Energy transformation is one of the main threads tying together the modern physics topics in Principles of Physics IV. It gives you a way to connect mechanics, thermodynamics, relativity, and nuclear physics instead of treating them as separate units.

It matters most when you need to explain what a process is doing physically, not just plug numbers into a formula. If an object falls, you can describe potential energy becoming kinetic energy. If a radioactive or nuclear process is involved, you can describe mass-energy conversion. That shift in language is what lets you write accurate explanations instead of vague ones.

This concept also shows up whenever the course asks about efficiency or losses. Real systems rarely transform energy perfectly into the output you want. Some becomes heat, which lowers efficiency but still fits the conservation story.

A lot of problem-solving in this class starts with an energy transformation map: what goes in, what comes out, and what ends up as thermal energy, radiation, or particle motion. Once you can do that, conservation laws feel less abstract and more like a tool you can actually use.
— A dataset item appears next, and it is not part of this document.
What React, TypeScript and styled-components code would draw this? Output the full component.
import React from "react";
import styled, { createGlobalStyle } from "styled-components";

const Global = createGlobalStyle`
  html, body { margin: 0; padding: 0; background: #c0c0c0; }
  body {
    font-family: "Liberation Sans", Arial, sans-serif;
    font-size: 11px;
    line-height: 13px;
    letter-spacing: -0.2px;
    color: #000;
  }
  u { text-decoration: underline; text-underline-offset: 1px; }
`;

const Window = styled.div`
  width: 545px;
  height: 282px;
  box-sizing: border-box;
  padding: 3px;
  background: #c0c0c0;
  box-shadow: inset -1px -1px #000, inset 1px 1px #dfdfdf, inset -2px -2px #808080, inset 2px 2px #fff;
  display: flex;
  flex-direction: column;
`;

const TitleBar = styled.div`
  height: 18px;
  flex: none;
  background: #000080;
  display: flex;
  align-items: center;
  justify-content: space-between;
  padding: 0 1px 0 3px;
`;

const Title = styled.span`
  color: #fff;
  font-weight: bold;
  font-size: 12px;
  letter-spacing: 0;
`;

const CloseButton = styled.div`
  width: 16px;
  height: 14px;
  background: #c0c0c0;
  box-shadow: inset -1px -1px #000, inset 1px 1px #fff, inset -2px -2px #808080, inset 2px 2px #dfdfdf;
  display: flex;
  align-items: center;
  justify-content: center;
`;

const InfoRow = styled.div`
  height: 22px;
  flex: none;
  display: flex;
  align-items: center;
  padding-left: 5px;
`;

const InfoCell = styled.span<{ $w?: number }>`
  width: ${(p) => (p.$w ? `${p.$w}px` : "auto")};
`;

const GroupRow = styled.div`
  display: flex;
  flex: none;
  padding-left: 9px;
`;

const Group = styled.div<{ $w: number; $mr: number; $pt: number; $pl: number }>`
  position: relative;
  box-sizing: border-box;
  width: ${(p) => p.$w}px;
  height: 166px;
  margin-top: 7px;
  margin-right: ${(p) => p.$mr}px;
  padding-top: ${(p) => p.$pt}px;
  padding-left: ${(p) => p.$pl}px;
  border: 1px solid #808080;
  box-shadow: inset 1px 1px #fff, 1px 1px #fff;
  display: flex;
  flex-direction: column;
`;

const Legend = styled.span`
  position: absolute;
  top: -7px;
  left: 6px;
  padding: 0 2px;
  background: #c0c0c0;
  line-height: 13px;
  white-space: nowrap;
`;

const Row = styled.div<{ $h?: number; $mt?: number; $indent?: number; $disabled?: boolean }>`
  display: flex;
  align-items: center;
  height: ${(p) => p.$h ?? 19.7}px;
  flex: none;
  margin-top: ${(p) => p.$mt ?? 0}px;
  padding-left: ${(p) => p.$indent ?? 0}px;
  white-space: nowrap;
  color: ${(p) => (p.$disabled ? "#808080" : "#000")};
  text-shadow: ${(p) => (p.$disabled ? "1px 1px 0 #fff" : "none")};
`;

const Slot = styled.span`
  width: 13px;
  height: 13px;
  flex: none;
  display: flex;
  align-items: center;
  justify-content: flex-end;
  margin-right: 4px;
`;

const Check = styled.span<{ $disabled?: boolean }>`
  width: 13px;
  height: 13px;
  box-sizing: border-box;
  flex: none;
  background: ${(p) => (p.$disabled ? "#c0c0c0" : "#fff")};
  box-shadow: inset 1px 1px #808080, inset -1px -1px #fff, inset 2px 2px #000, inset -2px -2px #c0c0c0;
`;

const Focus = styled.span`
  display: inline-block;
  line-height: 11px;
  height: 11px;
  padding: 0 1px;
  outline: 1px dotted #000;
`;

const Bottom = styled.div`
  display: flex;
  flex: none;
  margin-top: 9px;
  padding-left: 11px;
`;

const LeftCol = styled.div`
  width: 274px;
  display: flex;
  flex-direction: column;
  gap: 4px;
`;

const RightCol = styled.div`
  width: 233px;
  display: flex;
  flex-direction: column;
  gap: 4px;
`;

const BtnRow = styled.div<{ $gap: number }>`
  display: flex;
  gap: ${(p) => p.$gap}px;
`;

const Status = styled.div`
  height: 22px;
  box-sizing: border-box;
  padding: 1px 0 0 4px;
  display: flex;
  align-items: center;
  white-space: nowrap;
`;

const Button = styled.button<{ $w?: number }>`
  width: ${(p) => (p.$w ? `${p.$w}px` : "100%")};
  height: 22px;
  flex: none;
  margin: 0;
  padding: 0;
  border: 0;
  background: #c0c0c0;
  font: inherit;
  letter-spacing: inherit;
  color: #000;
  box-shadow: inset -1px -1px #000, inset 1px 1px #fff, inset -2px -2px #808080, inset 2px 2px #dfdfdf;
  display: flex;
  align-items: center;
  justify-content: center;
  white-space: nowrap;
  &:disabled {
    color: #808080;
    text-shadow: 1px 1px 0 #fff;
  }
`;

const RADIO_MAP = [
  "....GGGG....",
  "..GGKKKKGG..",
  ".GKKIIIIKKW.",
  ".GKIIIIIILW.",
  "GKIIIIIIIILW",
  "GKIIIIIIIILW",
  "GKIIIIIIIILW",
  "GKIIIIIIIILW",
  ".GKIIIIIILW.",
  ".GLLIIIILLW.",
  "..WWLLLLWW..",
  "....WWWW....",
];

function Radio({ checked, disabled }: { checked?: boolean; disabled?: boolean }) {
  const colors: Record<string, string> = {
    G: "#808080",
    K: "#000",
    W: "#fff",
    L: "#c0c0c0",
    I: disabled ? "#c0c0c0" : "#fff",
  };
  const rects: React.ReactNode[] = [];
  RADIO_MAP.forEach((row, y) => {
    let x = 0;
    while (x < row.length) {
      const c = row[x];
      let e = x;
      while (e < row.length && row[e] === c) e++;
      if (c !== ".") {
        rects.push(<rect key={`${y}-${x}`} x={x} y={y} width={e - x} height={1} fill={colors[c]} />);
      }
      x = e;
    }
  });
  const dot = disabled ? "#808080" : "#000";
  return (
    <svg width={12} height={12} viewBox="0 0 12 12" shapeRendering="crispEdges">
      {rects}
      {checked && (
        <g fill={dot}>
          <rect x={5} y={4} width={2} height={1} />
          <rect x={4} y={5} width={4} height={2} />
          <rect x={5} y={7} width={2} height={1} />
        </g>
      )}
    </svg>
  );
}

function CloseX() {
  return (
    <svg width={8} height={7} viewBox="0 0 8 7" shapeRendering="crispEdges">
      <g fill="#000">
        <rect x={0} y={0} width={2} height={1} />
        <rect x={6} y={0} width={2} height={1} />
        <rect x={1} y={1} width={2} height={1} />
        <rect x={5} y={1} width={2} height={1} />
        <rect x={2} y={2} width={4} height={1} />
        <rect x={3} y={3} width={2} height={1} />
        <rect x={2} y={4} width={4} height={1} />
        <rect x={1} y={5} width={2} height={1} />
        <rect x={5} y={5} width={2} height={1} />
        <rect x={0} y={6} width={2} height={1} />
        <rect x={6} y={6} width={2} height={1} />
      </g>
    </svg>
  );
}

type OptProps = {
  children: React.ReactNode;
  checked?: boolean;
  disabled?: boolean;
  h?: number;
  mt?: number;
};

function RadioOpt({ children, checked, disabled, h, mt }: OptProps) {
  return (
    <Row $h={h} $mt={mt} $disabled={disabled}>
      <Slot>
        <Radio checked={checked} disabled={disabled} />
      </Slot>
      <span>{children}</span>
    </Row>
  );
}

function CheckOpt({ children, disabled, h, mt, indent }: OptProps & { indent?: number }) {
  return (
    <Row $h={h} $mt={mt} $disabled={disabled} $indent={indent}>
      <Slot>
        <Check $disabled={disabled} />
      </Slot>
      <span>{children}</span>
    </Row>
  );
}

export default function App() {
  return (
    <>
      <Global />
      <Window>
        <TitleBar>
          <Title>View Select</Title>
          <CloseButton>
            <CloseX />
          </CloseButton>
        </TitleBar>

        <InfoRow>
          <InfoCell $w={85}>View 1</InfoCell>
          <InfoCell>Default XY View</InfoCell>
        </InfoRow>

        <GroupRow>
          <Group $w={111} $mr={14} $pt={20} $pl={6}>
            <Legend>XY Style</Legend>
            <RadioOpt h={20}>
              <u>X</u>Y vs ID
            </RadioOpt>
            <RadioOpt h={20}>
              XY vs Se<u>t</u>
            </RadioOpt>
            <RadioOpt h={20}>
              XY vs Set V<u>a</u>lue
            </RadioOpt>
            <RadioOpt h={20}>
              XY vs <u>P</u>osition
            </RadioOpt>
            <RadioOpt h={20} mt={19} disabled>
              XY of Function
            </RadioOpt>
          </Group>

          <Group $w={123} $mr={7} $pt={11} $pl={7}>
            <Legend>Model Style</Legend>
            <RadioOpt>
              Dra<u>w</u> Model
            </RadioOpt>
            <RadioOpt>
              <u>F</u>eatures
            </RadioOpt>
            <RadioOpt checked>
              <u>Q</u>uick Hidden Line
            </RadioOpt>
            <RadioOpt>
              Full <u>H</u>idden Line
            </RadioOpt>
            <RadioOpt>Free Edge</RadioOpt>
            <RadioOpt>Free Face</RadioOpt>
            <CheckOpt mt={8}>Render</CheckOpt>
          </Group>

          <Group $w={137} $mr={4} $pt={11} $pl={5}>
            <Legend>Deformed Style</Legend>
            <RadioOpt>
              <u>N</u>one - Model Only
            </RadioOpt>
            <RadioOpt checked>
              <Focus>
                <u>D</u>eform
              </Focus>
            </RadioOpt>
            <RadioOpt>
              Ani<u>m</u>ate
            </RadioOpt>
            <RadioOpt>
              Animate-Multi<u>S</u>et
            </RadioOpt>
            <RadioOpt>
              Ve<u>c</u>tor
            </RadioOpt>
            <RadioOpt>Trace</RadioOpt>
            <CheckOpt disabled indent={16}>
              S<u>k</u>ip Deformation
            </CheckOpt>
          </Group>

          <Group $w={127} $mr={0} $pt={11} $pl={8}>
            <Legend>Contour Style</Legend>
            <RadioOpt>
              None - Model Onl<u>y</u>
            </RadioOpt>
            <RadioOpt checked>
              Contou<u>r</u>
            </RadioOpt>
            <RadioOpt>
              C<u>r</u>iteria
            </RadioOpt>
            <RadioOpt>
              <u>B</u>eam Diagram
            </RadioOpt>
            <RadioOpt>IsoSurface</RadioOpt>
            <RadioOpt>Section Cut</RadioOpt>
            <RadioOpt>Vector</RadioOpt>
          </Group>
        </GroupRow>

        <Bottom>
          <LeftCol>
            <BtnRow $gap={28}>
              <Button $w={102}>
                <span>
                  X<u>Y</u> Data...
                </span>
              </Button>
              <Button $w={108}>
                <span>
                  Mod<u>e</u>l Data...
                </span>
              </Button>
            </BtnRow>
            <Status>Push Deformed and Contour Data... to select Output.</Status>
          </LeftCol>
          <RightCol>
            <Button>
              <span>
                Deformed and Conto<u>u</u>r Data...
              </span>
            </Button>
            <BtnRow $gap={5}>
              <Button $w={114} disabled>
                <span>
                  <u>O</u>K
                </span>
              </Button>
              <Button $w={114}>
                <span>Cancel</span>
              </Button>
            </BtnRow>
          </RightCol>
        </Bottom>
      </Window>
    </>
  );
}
Keep studying Principles of Physics IV Unit 10

How energy transformation connects across the course

Kinetic Energy

Kinetic energy is a common final form in energy transformations, especially when something speeds up. In falling-object problems, gravitational potential energy turns into kinetic energy, so the object’s motion gets larger as height gets smaller. In more advanced examples, particles produced in nuclear reactions can carry energy mostly as kinetic energy.

Potential Energy

Potential energy is often the starting point in a transformation, especially gravitational or elastic potential energy. When conditions change, that stored energy can become motion, heat, or another form. In physics problems, spotting the loss of potential energy is often the first clue that a transformation is happening.

Thermodynamics

Thermodynamics explains why many energy transformations are not perfectly efficient. Even when total energy is conserved, some of it becomes thermal energy and is harder to convert back into useful work. That is why engines, power plants, and other real systems always have losses.

total energy

Total energy is the quantity you track across a transformation to make sure nothing has been created or destroyed. The form can change, but the total stays consistent for the system you are analyzing. In relativity, total energy can include rest energy from mass as well as motion and radiation.
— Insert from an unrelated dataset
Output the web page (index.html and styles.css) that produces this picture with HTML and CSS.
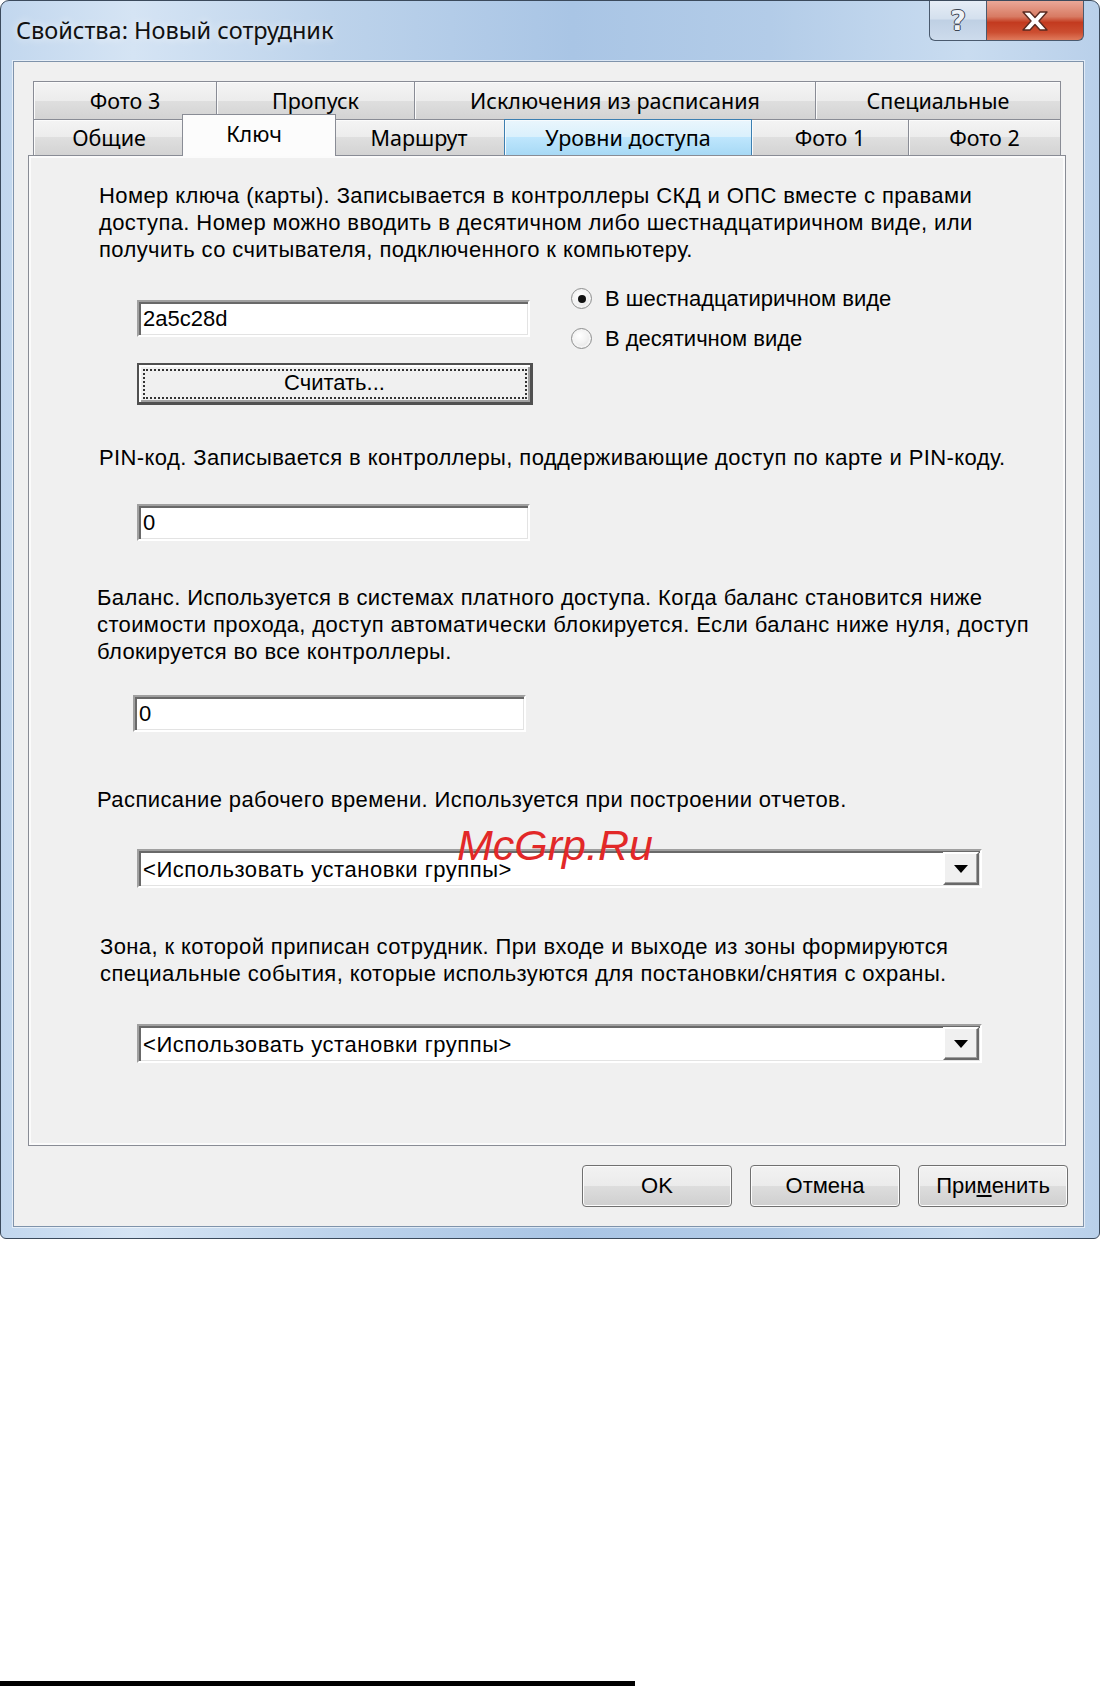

Is energy transformation on the Principles of Physics IV exam?

A quiz or problem-set question will usually ask you to trace where the energy goes in a process, not just name the form it starts in. You might be given a falling object, a battery-powered device, or a nuclear reaction and asked to identify the initial and final energy forms, including any thermal energy or radiation.

In free-response or short-answer work, show the chain clearly: potential to kinetic, chemical to electrical, mass to radiation, and so on. If the system is non-ideal, say where the “missing” energy went. That usually means heat, sound, or other less useful output, not lost energy.

You may also be asked to connect the idea to E = mc^2. In those questions, the job is to explain that mass itself is a form of energy and that a tiny mass change can correspond to a huge energy release. Clear labels and a correct before-and-after diagram usually earn more credit than a long explanation.

Energy transformation vs energy conservation

Energy transformation is the change from one energy form to another, while energy conservation is the rule that total energy stays the same in a closed system. You often use them together: transformation tells you what changes, and conservation tells you what does not.

Key things to remember about energy transformation

  • Energy transformation means energy changes form, but the total energy of the system is still conserved.

  • In falling-motion problems, gravitational potential energy often becomes kinetic energy, with some turning into thermal energy if friction or air resistance is present.

  • Principles of Physics IV connects energy transformation to special relativity, where mass can be converted into energy through E = mc^2.

  • Real systems usually lose some usable energy to heat, sound, or radiation, which is why efficiency is never perfect.

  • A strong physics explanation names the starting form, the ending form, and any extra energy that spread out during the process.

Frequently asked questions about energy transformation

What is energy transformation in Principles of Physics IV?

It is the change of energy from one form to another, such as potential energy becoming kinetic energy or mass becoming energy. In this course, you also see it in relativity and nuclear physics, where E = mc^2 describes mass-energy conversion.

What is the difference between energy transformation and energy conservation?

Energy transformation describes the change in form, while energy conservation says the total amount stays the same in a closed system. A falling ball is a good example, because its potential energy changes into kinetic energy, but the total energy is still accounted for.

What is an example of energy transformation in physics?

A falling object is the simplest example, because gravitational potential energy becomes kinetic energy as it speeds up. In modern physics, electron-positron annihilation is another example, because mass is transformed into radiation energy.

Why does energy transformation often produce heat?

Real processes are not perfectly efficient, so some energy spreads into thermal motion of particles. That is why friction, resistance, and other interactions turn part of the energy into heat instead of the exact output you wanted.